ParallelPARC: A Scalable Pipeline for Generating Natural-Language Analogies
Oren Sultan, Yonatan Bitton, Ron Yosef, Dafna Shahaf
TL;DR
ParallelPARC presents a scalable pipeline that leverages state-of-the-art LLMs to generate complex, paragraph-length analogies and challenging distractors, addressing the scarcity of such data in computational analogy research. By coupling automatic candidate generation with targeted human annotation and a GPT-4 auto-labeler, the authors produce gold- and silver-sets for ProPara-Logy, a large benchmark of paragraph-based analogies about scientific processes. Evaluations show humans outperform the best models by a notable margin after light supervision, while automatically generated data effectively enhances training for smaller models; distractors robustly challenge models, revealing core weaknesses. The work demonstrates a practical, domain-adaptable pipeline with broad implications for education, creativity, and AI generalization across domains.
Abstract
Analogy-making is central to human cognition, allowing us to adapt to novel situations -- an ability that current AI systems still lack.
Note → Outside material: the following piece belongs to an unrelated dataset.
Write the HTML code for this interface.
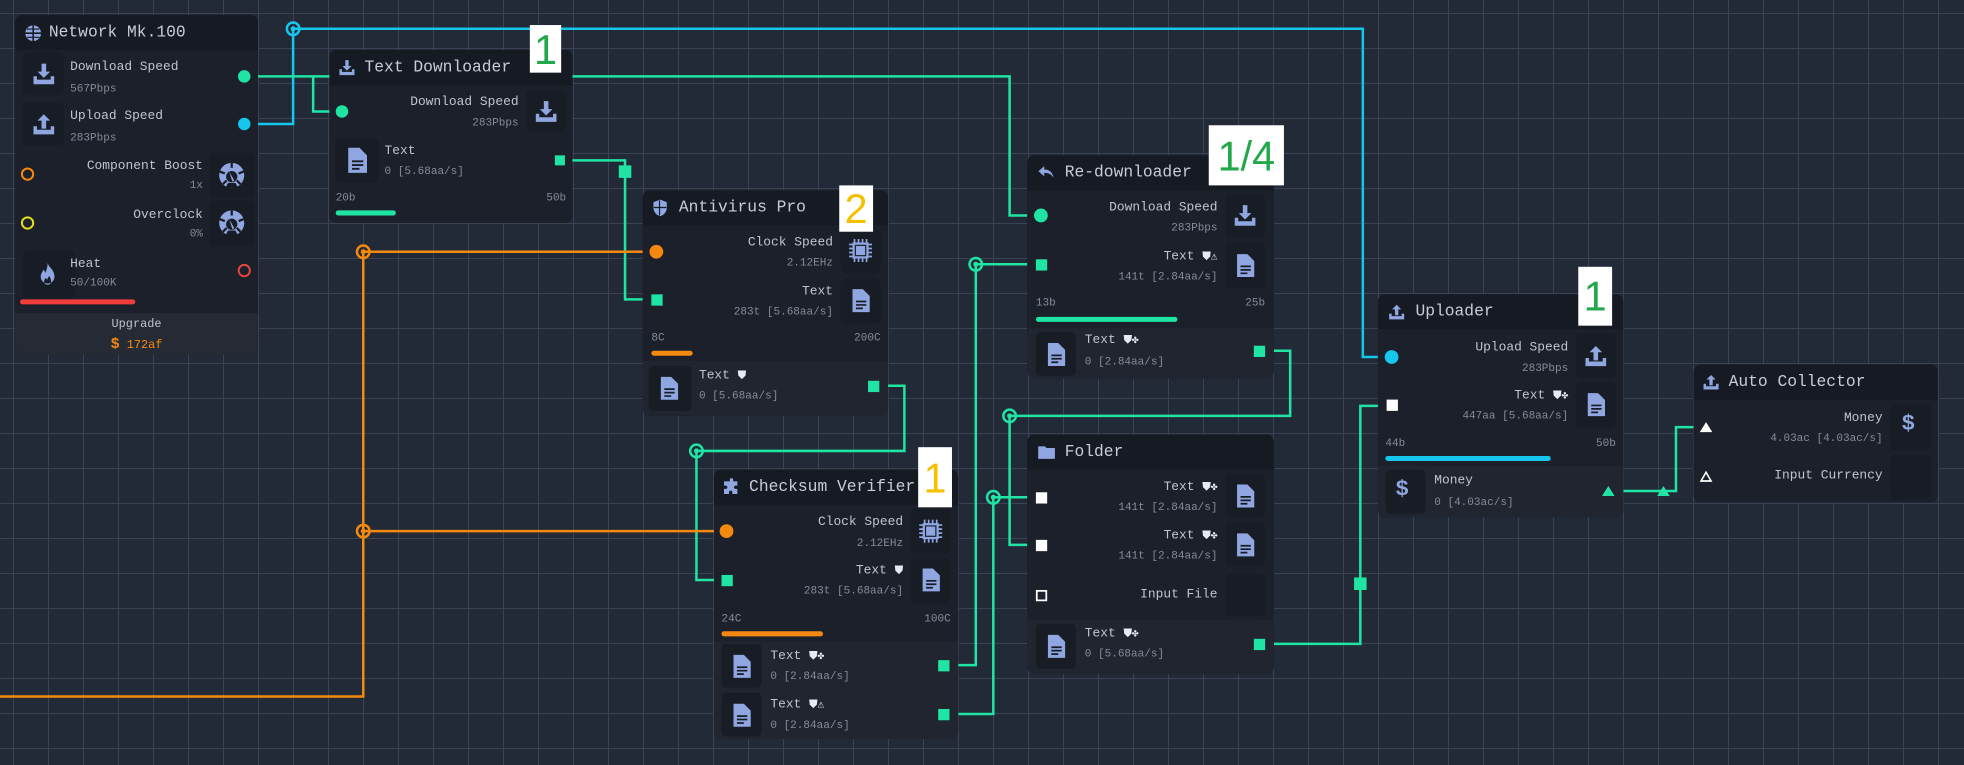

Most analogy datasets today focus on simple analogies (e.g., word analogies); datasets including complex types of analogies are typically manually curated and very small. We believe that this holds back progress in computational analogy. In this work, we design a data generation pipeline, ParallelPARC (Parallel Paragraph Creator) leveraging state-of-the-art Large Language Models (LLMs) to create complex, paragraph-based analogies, as well as distractors, both simple and challenging. We demonstrate our pipeline and create ProPara-Logy, a dataset of analogies between scientific processes. We publish a gold-set, validated by humans, and a silver-set, generated automatically. We test LLMs' and humans' analogy recognition in binary and multiple-choice settings, and found that humans outperform the best models (~13% gap) after a light supervision. We demonstrate that our silver-set is useful for training models. Lastly, we show challenging distractors confuse LLMs, but not humans. We hope our pipeline will encourage research in this emerging field.